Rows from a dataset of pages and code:
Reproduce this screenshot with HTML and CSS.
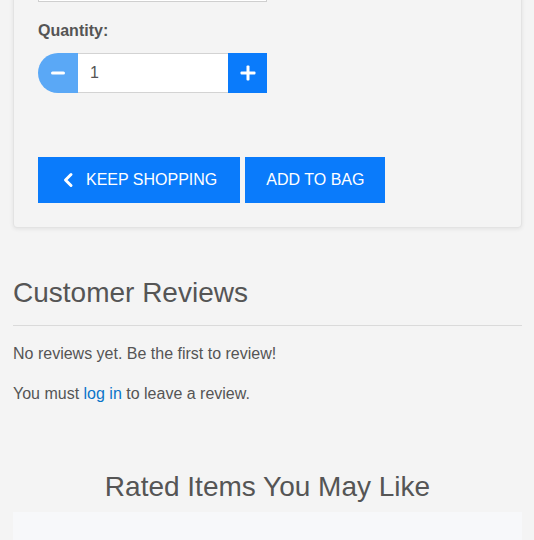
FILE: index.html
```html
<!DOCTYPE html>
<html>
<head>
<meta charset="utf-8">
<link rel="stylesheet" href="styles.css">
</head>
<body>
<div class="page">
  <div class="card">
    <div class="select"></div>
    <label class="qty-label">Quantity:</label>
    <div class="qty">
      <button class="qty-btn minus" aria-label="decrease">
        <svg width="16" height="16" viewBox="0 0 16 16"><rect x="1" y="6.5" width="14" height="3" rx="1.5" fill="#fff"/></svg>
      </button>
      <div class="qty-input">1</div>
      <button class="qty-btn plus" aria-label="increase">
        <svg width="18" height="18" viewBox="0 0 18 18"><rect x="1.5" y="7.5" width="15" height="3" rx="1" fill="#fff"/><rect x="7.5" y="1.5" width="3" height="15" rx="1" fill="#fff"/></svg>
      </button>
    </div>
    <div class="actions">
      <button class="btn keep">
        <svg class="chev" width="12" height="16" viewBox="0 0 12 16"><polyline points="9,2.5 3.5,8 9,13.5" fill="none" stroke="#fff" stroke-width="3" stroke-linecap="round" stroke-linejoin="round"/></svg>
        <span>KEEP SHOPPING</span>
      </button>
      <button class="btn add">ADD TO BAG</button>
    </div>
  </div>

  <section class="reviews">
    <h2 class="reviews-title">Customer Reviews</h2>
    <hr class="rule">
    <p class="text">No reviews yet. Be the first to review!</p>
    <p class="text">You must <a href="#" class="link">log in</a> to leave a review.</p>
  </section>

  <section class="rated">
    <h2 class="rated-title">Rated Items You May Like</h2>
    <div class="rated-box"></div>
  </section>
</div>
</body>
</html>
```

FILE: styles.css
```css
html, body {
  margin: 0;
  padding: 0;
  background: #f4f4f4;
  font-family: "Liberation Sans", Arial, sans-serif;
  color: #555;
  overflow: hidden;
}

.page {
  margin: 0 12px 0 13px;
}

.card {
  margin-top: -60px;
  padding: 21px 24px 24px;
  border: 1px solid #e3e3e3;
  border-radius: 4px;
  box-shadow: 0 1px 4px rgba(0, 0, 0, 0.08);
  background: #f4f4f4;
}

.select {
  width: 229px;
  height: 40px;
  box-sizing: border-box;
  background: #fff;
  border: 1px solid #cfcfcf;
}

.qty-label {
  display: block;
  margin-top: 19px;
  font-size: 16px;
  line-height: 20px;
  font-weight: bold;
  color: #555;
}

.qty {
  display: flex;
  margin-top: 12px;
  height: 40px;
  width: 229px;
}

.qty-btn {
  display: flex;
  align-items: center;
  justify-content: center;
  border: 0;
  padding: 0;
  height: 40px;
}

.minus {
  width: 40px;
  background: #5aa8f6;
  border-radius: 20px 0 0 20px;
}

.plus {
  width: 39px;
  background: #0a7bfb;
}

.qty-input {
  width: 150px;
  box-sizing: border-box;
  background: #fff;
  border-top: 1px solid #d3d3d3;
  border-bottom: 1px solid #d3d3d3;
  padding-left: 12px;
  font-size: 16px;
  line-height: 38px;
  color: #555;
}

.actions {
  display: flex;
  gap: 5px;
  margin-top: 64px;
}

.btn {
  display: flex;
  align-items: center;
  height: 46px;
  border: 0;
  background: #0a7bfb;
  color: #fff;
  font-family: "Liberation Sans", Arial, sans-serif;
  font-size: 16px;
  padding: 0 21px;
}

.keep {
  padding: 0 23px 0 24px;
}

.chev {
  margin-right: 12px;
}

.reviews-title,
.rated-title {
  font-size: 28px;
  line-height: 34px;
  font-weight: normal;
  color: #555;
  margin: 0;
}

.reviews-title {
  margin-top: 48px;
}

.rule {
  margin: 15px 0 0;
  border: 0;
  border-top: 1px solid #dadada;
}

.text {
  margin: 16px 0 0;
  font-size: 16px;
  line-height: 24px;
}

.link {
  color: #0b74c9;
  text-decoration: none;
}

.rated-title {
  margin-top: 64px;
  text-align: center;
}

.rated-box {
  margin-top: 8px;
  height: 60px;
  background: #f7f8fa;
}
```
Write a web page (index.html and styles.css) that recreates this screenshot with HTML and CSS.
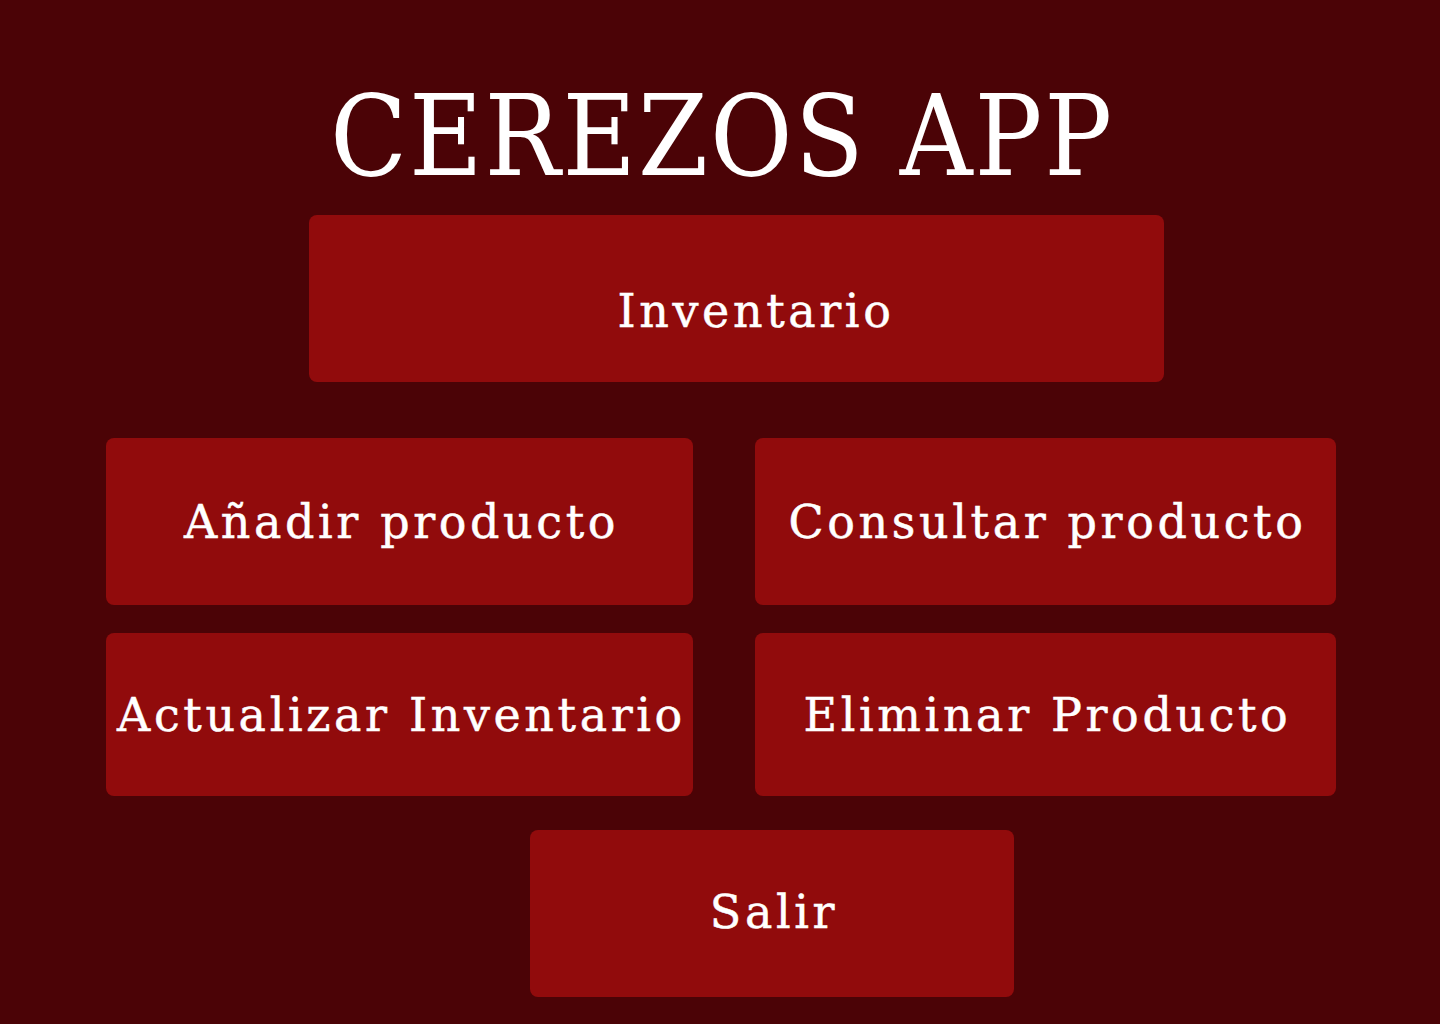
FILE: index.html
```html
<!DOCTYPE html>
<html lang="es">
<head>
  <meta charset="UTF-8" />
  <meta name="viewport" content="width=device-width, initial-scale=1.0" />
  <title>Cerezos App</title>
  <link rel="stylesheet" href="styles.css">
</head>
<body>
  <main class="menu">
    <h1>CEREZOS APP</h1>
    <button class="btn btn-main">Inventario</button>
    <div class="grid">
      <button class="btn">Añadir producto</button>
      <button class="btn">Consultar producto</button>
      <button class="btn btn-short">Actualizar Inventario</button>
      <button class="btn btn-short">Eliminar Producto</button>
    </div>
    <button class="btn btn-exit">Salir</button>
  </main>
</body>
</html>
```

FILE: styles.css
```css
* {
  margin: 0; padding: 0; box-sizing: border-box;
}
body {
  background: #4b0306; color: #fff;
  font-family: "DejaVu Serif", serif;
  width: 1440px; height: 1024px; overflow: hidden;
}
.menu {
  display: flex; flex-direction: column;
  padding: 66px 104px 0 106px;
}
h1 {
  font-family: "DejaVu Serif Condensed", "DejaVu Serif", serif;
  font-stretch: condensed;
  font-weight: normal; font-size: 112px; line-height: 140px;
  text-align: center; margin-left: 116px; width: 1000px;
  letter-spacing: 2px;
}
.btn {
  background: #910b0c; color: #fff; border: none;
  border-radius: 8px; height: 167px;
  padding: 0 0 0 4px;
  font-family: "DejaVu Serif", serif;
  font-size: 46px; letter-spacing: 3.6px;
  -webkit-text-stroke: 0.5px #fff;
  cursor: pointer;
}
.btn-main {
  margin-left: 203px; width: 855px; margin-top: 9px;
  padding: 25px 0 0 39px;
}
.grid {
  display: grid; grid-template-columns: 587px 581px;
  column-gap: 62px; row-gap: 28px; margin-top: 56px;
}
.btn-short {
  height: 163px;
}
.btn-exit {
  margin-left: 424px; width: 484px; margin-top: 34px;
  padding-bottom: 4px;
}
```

Exercise prompt
Copy every entry exactly as written. Pictures are excluded.

Solved problem
Reproduce this screenshot with HTML and CSS.
FILE: index.html
```html
<!DOCTYPE html>
<html>
<head>
<meta charset="utf-8">
<link rel="stylesheet" href="styles.css">
</head>
<body>
<div class="page">
  <div class="card">
    <div class="select"></div>
    <label class="qty-label">Quantity:</label>
    <div class="qty">
      <button class="qty-btn minus" aria-label="decrease">
        <svg width="16" height="16" viewBox="0 0 16 16"><rect x="1" y="6.5" width="14" height="3" rx="1.5" fill="#fff"/></svg>
      </button>
      <div class="qty-input">1</div>
      <button class="qty-btn plus" aria-label="increase">
        <svg width="18" height="18" viewBox="0 0 18 18"><rect x="1.5" y="7.5" width="15" height="3" rx="1" fill="#fff"/><rect x="7.5" y="1.5" width="3" height="15" rx="1" fill="#fff"/></svg>
      </button>
    </div>
    <div class="actions">
      <button class="btn keep">
        <svg class="chev" width="12" height="16" viewBox="0 0 12 16"><polyline points="9,2.5 3.5,8 9,13.5" fill="none" stroke="#fff" stroke-width="3" stroke-linecap="round" stroke-linejoin="round"/></svg>
        <span>KEEP SHOPPING</span>
      </button>
      <button class="btn add">ADD TO BAG</button>
    </div>
  </div>

  <section class="reviews">
    <h2 class="reviews-title">Customer Reviews</h2>
    <hr class="rule">
    <p class="text">No reviews yet. Be the first to review!</p>
    <p class="text">You must <a href="#" class="link">log in</a> to leave a review.</p>
  </section>

  <section class="rated">
    <h2 class="rated-title">Rated Items You May Like</h2>
    <div class="rated-box"></div>
  </section>
</div>
</body>
</html>
```

FILE: styles.css
```css
html, body {
  margin: 0;
  padding: 0;
  background: #f4f4f4;
  font-family: "Liberation Sans", Arial, sans-serif;
  color: #555;
  overflow: hidden;
}

.page {
  margin: 0 12px 0 13px;
}

.card {
  margin-top: -60px;
  padding: 21px 24px 24px;
  border: 1px solid #e3e3e3;
  border-radius: 4px;
  box-shadow: 0 1px 4px rgba(0, 0, 0, 0.08);
  background: #f4f4f4;
}

.select {
  width: 229px;
  height: 40px;
  box-sizing: border-box;
  background: #fff;
  border: 1px solid #cfcfcf;
}

.qty-label {
  display: block;
  margin-top: 19px;
  font-size: 16px;
  line-height: 20px;
  font-weight: bold;
  color: #555;
}

.qty {
  display: flex;
  margin-top: 12px;
  height: 40px;
  width: 229px;
}

.qty-btn {
  display: flex;
  align-items: center;
  justify-content: center;
  border: 0;
  padding: 0;
  height: 40px;
}

.minus {
  width: 40px;
  background: #5aa8f6;
  border-radius: 20px 0 0 20px;
}

.plus {
  width: 39px;
  background: #0a7bfb;
}

.qty-input {
  width: 150px;
  box-sizing: border-box;
  background: #fff;
  border-top: 1px solid #d3d3d3;
  border-bottom: 1px solid #d3d3d3;
  padding-left: 12px;
  font-size: 16px;
  line-height: 38px;
  color: #555;
}

.actions {
  display: flex;
  gap: 5px;
  margin-top: 64px;
}

.btn {
  display: flex;
  align-items: center;
  height: 46px;
  border: 0;
  background: #0a7bfb;
  color: #fff;
  font-family: "Liberation Sans", Arial, sans-serif;
  font-size: 16px;
  padding: 0 21px;
}

.keep {
  padding: 0 23px 0 24px;
}

.chev {
  margin-right: 12px;
}

.reviews-title,
.rated-title {
  font-size: 28px;
  line-height: 34px;
  font-weight: normal;
  color: #555;
  margin: 0;
}

.reviews-title {
  margin-top: 48px;
}

.rule {
  margin: 15px 0 0;
  border: 0;
  border-top: 1px solid #dadada;
}

.text {
  margin: 16px 0 0;
  font-size: 16px;
  line-height: 24px;
}

.link {
  color: #0b74c9;
  text-decoration: none;
}

.rated-title {
  margin-top: 64px;
  text-align: center;
}

.rated-box {
  margin-top: 8px;
  height: 60px;
  background: #f7f8fa;
}
```
Write a web page (index.html and styles.css) that recreates this screenshot with HTML and CSS.
FILE: index.html
```html
<!DOCTYPE html>
<html lang="es">
<head>
  <meta charset="UTF-8" />
  <meta name="viewport" content="width=device-width, initial-scale=1.0" />
  <title>Cerezos App</title>
  <link rel="stylesheet" href="styles.css">
</head>
<body>
  <main class="menu">
    <h1>CEREZOS APP</h1>
    <button class="btn btn-main">Inventario</button>
    <div class="grid">
      <button class="btn">Añadir producto</button>
      <button class="btn">Consultar producto</button>
      <button class="btn btn-short">Actualizar Inventario</button>
      <button class="btn btn-short">Eliminar Producto</button>
    </div>
    <button class="btn btn-exit">Salir</button>
  </main>
</body>
</html>
```

FILE: styles.css
```css
* {
  margin: 0; padding: 0; box-sizing: border-box;
}
body {
  background: #4b0306; color: #fff;
  font-family: "DejaVu Serif", serif;
  width: 1440px; height: 1024px; overflow: hidden;
}
.menu {
  display: flex; flex-direction: column;
  padding: 66px 104px 0 106px;
}
h1 {
  font-family: "DejaVu Serif Condensed", "DejaVu Serif", serif;
  font-stretch: condensed;
  font-weight: normal; font-size: 112px; line-height: 140px;
  text-align: center; margin-left: 116px; width: 1000px;
  letter-spacing: 2px;
}
.btn {
  background: #910b0c; color: #fff; border: none;
  border-radius: 8px; height: 167px;
  padding: 0 0 0 4px;
  font-family: "DejaVu Serif", serif;
  font-size: 46px; letter-spacing: 3.6px;
  -webkit-text-stroke: 0.5px #fff;
  cursor: pointer;
}
.btn-main {
  margin-left: 203px; width: 855px; margin-top: 9px;
  padding: 25px 0 0 39px;
}
.grid {
  display: grid; grid-template-columns: 587px 581px;
  column-gap: 62px; row-gap: 28px; margin-top: 56px;
}
.btn-short {
  height: 163px;
}
.btn-exit {
  margin-left: 424px; width: 484px; margin-top: 34px;
  padding-bottom: 4px;
}
```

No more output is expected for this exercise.